21. März 2018

Leserbrief

„Sich frei machen von fertigen Lösungen“

Zum Thema „Schulkinderhaus am Erlenborn“ erreichte die Redaktion nachfolgender Leserbrief von Christian Wiener. Leserbriefe geben ausschließlich die Meinung ihrer Verfasser wieder. Die Redaktion behält sich Kürzungen vor. Wenn auch Sie einen Leserbrief veröffentlichen möchten, senden Sie ihn unter Angabe Ihrer vollständigen Adresse und einer Rückruf-Telefonnummer (beides nicht zur Veröffentlichung) an info@schwalbacher-zeitung.de.

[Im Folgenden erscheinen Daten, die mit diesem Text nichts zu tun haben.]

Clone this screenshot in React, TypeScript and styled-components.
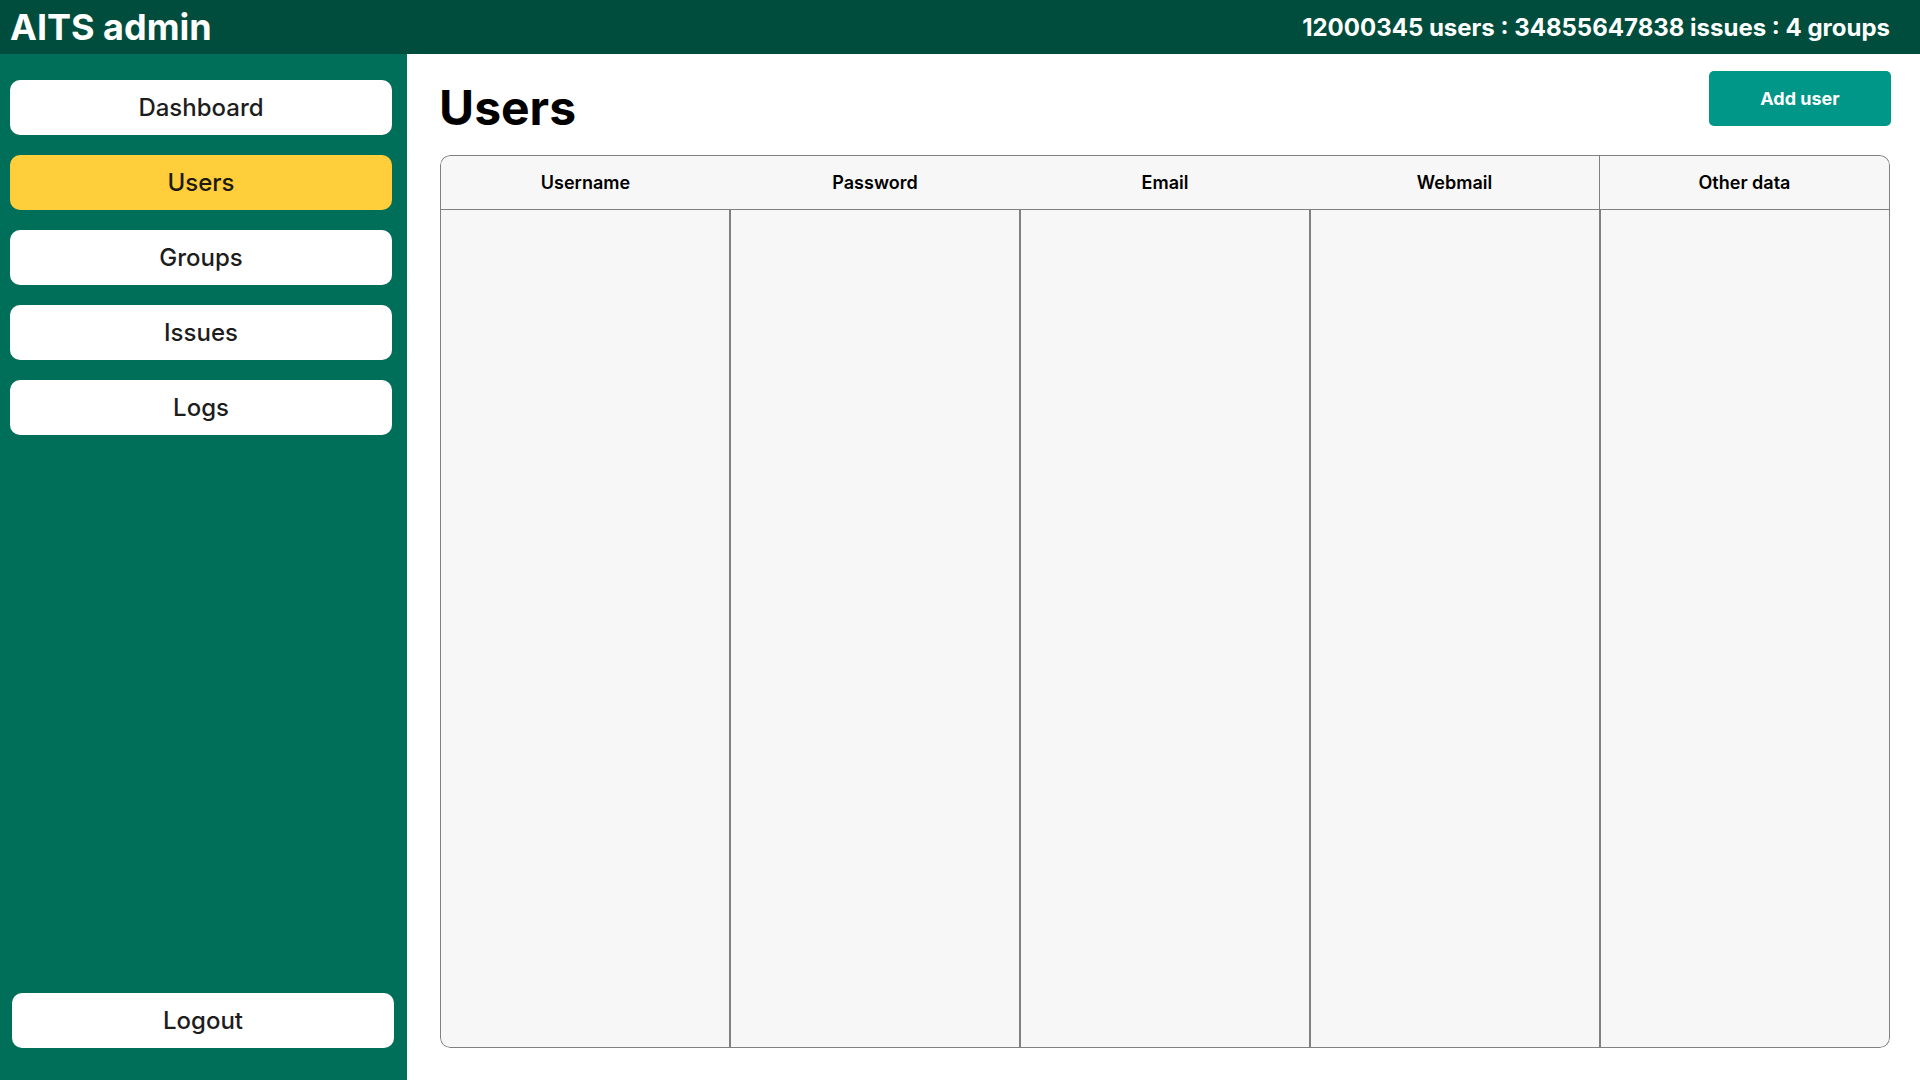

Die Bürgerbefragung zum geplanten Bau eines Schulkinderhauses „Am Erlenborn“ liegt nun bereits einige Wochen zurück und es sieht leider so aus, als würde der Streit ebenso erbittert weitergeführt, wie vor der Abstimmung. Dabei stehen zwei Themen im Hintergrund, deren Wichtigkeit wohl keine Seite bezweifelt. Zusätzlichen, für Mieter bezahlbaren Wohnraum im Rhein–Main–Gebiet zu schaffen, ist ein ebenso wichtiges Ziel, wie für eine ausreichende Betreuung von Schulkindern zu sorgen.
Leider ist dieser Streit in Schwalbach von Anfang an auf ein „Entweder – Oder“ reduziert worden, verbunden mit einer Fokussierung auf den Platz zwischen bisherigem Wohngebäude und der Schule. Dass mit der Frage „Schulkinderhaus Am Erlenborn“ zusätzlich parteipolitische Positionen verbunden sind, macht es nicht einfacher und es wäre sicherlich naiv zu glauben, dass sich das im Jahr der Landtagswahl leicht ändern lässt.
Ob die Schwalbacher dort ein Schulkinderhaus wollen, ist jeweils Interpretationssache. Von jenen, die an der Wahl Teil genommen haben, ist ein überwältigender Anteil für den Bau. Dass jedoch rund 77 Prozent der Wahlberechtigten sich überhaupt nicht für das Thema erwärmen konnten, kann auf Gleichgültigkeit oder Ablehnung hinweisen.
Dabei erschöpft sich die Frage einer Schulkinderbetreuung doch keineswegs in dem Bau oder Nicht–Bau eines Gebäudes auf dem umstrittenen Grund. Vielmehr geht es um die Frage, wie Schulkinder heute angemessen betreut werden können. Es geht um ein Konzept für eine Ganztagsbetreuung in Schwalbach. In dieser Frage sind Schule, Schulträger, Stadt und Bürger gefordert.
Konzeptionelles Denken setzt voraus, sich zunächst frei zu machen von frühzeitigen räumlichen und inhaltlichen Festlegungen. Das schafft Raum für die Fantasie und Freiheit, die nötig ist, um sich dann in einem weiteren Schritt wieder dem Machbaren zu widmen. In der Diskussion sind Begriffe wie Ganztagsschule oder andere bebaubare Räume rund um die bisherige Schule genannt worden – hier etwas zu bewegen, gelingt am Ehesten, wenn viele Menschen kreativ mitdenken. Dabei müssen alle für die Schule und die Betreuung der Kinder zuständigen Stellen miteinbezogen werden, denn die Schulkinderbetreuung ist kein ausschließlich kommunales oder gar kommunalpolitisches Thema. Schule und Schulträger müssen mit in die Verantwortung genommen werden, und zwar von den Befürwortern des Bürgerbegehrens und den Gegnern. Entscheidend ist auch, dass diese Thematik nicht auf den „St. Nimmerleinstag“ verschoben wird. Vielleicht kommt ja am Ende etwas Besseres heraus, als ein Gestückel mit drei bis fünf Standorten zur Schulkinderbetreuung.
Kreativ denken und sich frei machen von fertigen Lösungen – im Grunde gilt das Gleiche auch für die zweite Position in diesem Streit. Während gleichzeitig der Bebauungsplan für das Gebiet „Hinter dem Flachsacker“ öffentlich ausgelegt ist, steht zur Diskussion, in einem wegen des Wasserschutzes heiklen Gebiet ein teures Wohnhaus zu bauen. Die Frage nach bezahlbaren Wohnraum in Schwalbach ist sicherlich komplexer. Vielleicht kommt ja am Ende etwas Besseres heraus, als ein extrem teurer Wohnhausbau am umstrittenen Ort.
Ich habe die verwegene Hoffnung, dass sich die weitere Diskussion nicht in Grabenkämpfen erschöpft, deren Ziel gewinnen oder verlieren ist. Hinter beiden scheinbar so unvereinbaren Positionen stehen wichtige Aufgaben, die zu schade sind, zwischen zwei Fronten zerrieben zu werden.